Nuances that matter in practice
A per-region diffusion pipeline sounds straightforward until you feel the edges.
Why the naive “full image” approach fails
The failure isn’t that RGB‑X is bad. The failure is that the objective is misaligned:
- The model is encouraged to explain the entire frame coherently.
- Coherence across the frame is not what you want when the frame contains multiple materials.
Per-region cropping forces the model into the right local context. It’s not more intelligence—it’s better problem framing.
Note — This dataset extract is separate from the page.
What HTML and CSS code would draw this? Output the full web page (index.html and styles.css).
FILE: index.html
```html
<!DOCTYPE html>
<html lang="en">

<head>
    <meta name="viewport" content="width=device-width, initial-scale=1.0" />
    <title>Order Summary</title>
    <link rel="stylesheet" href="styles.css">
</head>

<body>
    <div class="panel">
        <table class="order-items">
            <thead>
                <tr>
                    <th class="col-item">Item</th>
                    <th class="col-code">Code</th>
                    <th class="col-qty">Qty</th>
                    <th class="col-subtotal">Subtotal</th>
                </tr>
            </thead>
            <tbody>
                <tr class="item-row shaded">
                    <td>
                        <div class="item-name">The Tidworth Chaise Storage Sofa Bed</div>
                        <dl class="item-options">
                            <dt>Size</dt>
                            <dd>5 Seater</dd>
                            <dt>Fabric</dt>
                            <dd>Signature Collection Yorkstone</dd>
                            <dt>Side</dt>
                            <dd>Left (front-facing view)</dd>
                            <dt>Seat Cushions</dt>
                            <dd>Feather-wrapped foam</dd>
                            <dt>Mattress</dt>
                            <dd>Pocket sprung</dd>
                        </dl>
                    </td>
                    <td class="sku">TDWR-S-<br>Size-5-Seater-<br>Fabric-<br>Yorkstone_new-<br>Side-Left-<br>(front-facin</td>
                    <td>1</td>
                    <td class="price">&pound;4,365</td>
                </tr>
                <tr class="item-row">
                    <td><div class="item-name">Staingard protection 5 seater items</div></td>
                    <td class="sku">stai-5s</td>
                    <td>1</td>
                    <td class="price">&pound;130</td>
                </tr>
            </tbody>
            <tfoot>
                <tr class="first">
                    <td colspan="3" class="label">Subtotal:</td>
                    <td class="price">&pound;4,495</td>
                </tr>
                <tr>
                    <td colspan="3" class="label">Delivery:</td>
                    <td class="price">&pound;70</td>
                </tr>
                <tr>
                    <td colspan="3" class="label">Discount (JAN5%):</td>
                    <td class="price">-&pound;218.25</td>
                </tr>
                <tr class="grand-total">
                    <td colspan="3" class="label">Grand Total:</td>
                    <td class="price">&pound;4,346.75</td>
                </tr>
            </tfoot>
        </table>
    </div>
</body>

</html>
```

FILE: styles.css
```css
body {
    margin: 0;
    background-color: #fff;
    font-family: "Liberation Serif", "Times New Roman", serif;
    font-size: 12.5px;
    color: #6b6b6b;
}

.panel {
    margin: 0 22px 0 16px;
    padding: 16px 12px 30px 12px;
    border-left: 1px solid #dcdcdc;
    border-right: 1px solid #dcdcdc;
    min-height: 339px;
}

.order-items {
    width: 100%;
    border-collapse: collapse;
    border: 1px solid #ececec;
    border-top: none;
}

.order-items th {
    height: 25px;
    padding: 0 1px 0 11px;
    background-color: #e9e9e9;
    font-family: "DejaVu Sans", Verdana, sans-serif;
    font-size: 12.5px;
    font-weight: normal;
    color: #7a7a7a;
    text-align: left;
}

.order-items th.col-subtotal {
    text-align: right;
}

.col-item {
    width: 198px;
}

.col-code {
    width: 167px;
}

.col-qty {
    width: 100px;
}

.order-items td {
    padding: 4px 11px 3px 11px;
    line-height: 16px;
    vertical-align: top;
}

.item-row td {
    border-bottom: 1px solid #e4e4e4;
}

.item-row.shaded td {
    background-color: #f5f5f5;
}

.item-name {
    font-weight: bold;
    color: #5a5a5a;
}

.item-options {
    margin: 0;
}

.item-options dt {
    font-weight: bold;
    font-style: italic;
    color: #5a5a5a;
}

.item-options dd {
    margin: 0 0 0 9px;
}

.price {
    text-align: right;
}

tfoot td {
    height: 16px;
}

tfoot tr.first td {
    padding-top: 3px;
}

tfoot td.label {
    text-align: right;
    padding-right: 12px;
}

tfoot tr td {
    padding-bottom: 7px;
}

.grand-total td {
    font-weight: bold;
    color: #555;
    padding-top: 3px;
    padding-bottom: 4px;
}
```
Why padding is a real parameter, not a magic number
I use 10% padding because it’s proportional, not absolute. Thin regions get a little context; large regions get enough boundary room to avoid edge artifacts.
The tradeoff is obvious: too much padding and you reintroduce cross-material contamination. Too little and the crop becomes “mask-edge dominated.”
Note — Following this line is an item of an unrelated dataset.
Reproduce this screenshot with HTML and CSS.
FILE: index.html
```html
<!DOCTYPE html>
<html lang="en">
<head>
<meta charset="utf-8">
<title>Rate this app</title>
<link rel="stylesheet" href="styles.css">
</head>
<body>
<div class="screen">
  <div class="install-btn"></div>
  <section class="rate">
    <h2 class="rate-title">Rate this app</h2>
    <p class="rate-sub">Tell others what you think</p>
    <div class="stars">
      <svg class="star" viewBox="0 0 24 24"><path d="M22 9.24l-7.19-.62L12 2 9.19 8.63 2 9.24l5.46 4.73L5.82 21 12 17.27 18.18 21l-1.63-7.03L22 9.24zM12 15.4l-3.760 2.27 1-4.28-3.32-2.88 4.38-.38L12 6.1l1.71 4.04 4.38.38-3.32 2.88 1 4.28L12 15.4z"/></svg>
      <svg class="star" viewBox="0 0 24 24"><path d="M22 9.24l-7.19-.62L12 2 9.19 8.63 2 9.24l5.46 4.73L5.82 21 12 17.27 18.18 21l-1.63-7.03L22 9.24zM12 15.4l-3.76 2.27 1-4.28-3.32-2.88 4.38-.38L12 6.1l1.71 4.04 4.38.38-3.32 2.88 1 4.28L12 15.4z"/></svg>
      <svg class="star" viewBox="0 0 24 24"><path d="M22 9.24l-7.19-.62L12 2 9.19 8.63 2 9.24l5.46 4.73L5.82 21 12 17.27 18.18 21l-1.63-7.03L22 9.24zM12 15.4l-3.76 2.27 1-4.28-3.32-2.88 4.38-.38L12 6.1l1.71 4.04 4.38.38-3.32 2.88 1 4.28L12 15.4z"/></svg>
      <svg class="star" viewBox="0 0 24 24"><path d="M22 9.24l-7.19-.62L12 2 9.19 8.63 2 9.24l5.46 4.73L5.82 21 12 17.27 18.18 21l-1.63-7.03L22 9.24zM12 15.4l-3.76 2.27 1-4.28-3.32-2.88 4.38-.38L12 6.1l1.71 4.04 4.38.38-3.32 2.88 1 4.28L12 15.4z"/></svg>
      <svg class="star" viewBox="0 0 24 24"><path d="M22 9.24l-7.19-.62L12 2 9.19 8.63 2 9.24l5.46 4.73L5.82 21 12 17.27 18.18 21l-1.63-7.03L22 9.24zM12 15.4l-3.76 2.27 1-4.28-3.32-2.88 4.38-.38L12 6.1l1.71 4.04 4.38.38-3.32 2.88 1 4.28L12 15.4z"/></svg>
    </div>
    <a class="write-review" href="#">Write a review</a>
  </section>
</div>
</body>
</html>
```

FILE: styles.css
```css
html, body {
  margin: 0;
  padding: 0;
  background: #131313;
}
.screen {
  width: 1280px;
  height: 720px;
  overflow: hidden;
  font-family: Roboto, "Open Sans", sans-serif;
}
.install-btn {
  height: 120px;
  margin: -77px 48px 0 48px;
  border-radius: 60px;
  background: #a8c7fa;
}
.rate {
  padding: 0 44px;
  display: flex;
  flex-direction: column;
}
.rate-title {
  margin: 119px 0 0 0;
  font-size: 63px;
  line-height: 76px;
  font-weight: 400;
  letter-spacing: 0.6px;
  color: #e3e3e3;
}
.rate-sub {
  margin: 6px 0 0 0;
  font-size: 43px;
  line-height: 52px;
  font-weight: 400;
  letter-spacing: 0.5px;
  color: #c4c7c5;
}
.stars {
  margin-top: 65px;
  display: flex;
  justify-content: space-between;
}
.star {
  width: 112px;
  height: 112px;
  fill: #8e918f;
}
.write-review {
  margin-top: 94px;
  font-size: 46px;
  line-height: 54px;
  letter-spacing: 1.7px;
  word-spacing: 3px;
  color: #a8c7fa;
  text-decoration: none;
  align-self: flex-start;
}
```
The cost tradeoff: channel passes multiply quickly
Each region runs multiple diffusion passes—one per channel. That’s computationally heavy by definition.
The reason I accept it is that it buys a clean mental model:
- each output map has a specific prompt
- each prompt corresponds to a single inference call
When something looks wrong, I can isolate which pass is responsible.
The operational tradeoff: patching dependencies isn’t pretty
The Transformers constant patch is not elegant. It’s a stability move.
The alternative is worse: a server that fails to start because a dependency changed a constant name. I’d rather keep the pipeline alive and constrain the failure mode.
Closing
The moment I stopped decomposing the whole photo and started decomposing regions, the outputs stopped looking like “AI texture soup” and started behaving like materials—local, bounded, and believable under changing light.